EXTRACTED MATERIAL:
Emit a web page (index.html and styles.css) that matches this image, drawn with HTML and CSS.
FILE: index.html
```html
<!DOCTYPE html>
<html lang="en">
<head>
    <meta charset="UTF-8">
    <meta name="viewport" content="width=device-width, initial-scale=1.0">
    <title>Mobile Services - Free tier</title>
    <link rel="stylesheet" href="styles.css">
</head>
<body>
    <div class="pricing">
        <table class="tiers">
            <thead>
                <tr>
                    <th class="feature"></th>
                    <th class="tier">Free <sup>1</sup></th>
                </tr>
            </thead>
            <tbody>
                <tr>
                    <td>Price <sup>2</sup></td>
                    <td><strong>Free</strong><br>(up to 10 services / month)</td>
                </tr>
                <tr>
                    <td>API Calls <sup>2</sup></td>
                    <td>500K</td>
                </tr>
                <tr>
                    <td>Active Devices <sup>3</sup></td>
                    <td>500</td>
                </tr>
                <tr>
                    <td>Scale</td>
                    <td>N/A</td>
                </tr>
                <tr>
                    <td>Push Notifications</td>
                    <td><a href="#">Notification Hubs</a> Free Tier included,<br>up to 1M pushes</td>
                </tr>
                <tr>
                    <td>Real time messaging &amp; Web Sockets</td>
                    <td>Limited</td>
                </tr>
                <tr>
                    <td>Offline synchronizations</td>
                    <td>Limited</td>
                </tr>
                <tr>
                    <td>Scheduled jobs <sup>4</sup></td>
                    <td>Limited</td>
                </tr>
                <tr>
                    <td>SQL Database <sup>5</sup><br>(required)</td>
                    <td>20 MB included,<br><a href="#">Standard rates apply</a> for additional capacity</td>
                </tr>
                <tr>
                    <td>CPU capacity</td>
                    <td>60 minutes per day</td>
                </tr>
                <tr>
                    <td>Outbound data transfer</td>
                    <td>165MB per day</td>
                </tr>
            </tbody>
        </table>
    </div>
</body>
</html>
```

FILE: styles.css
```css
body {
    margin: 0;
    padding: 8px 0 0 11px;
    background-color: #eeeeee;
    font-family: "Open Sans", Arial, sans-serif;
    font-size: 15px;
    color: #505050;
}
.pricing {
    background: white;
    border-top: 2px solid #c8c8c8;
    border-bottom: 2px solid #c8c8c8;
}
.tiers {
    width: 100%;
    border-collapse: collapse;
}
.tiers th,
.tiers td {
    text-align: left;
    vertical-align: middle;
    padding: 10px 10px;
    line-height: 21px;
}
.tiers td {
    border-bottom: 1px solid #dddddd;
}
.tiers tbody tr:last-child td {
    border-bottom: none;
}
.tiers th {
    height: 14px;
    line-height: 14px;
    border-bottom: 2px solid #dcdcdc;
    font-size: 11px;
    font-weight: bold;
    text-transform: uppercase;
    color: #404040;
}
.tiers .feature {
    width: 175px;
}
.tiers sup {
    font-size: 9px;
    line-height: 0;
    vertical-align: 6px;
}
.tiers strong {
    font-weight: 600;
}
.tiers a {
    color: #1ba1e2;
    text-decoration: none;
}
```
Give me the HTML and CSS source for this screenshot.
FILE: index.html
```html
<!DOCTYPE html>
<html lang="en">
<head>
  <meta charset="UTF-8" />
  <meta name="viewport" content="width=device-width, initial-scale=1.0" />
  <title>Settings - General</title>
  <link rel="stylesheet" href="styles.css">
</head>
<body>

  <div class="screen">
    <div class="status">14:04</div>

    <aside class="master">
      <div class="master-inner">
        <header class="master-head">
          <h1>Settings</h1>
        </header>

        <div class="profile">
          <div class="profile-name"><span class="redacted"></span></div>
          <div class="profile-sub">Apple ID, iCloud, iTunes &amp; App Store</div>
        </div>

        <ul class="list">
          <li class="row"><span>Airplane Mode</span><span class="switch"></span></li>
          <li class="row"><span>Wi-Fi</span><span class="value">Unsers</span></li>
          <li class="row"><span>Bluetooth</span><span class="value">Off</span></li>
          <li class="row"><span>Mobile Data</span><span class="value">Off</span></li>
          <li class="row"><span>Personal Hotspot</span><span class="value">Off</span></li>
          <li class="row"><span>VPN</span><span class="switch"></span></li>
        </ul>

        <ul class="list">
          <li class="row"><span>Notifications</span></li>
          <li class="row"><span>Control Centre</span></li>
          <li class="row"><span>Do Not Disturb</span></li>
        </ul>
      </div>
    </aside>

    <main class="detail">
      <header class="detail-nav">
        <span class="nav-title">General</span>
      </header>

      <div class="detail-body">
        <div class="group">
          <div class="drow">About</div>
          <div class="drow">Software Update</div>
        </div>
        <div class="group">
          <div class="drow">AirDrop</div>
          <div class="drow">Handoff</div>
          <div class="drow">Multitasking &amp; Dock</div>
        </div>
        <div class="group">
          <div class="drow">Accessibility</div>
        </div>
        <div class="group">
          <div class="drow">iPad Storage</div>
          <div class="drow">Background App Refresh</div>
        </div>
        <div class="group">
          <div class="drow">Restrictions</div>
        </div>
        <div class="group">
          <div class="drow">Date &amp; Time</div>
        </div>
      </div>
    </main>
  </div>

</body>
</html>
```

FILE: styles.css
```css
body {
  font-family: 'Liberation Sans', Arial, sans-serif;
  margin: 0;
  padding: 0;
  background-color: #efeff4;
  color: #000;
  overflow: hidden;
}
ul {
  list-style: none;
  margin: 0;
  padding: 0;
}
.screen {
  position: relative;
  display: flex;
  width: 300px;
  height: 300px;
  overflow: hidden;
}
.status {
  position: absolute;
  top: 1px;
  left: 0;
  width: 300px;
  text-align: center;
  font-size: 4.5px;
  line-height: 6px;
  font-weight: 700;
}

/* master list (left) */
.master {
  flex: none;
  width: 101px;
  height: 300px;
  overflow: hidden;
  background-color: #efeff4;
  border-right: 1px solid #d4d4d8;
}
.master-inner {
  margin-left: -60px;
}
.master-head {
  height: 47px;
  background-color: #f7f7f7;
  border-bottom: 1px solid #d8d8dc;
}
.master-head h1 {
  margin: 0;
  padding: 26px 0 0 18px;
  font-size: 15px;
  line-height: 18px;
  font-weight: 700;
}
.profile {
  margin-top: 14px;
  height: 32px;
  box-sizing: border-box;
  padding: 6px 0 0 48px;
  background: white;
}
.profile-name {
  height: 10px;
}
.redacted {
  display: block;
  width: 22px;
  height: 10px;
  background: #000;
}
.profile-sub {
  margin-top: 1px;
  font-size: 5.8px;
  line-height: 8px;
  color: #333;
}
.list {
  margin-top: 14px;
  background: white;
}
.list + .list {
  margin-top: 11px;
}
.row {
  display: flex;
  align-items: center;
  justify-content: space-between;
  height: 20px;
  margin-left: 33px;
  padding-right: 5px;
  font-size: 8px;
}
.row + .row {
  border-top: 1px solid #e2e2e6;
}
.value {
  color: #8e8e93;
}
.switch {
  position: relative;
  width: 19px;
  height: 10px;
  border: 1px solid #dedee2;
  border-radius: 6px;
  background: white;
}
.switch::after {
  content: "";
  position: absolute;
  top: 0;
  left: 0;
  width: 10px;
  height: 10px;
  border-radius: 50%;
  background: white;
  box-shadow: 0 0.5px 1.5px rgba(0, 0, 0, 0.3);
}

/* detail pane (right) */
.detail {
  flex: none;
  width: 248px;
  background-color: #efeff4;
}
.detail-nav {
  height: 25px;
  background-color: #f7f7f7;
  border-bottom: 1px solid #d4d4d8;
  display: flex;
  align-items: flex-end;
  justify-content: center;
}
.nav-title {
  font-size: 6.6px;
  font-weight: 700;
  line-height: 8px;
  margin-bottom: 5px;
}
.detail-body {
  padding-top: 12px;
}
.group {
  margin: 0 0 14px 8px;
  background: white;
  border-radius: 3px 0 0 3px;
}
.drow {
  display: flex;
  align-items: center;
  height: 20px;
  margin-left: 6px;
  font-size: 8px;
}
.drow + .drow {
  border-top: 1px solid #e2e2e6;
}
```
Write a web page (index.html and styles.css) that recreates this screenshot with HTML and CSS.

TASK:
Search the data above for the string "index" and return every line that has it.

REPLY TO THE EXERCISE:
Emit a web page (index.html and styles.css) that matches this image, drawn with HTML and CSS.
FILE: index.html
FILE: index.html
Write a web page (index.html and styles.css) that recreates this screenshot with HTML and CSS.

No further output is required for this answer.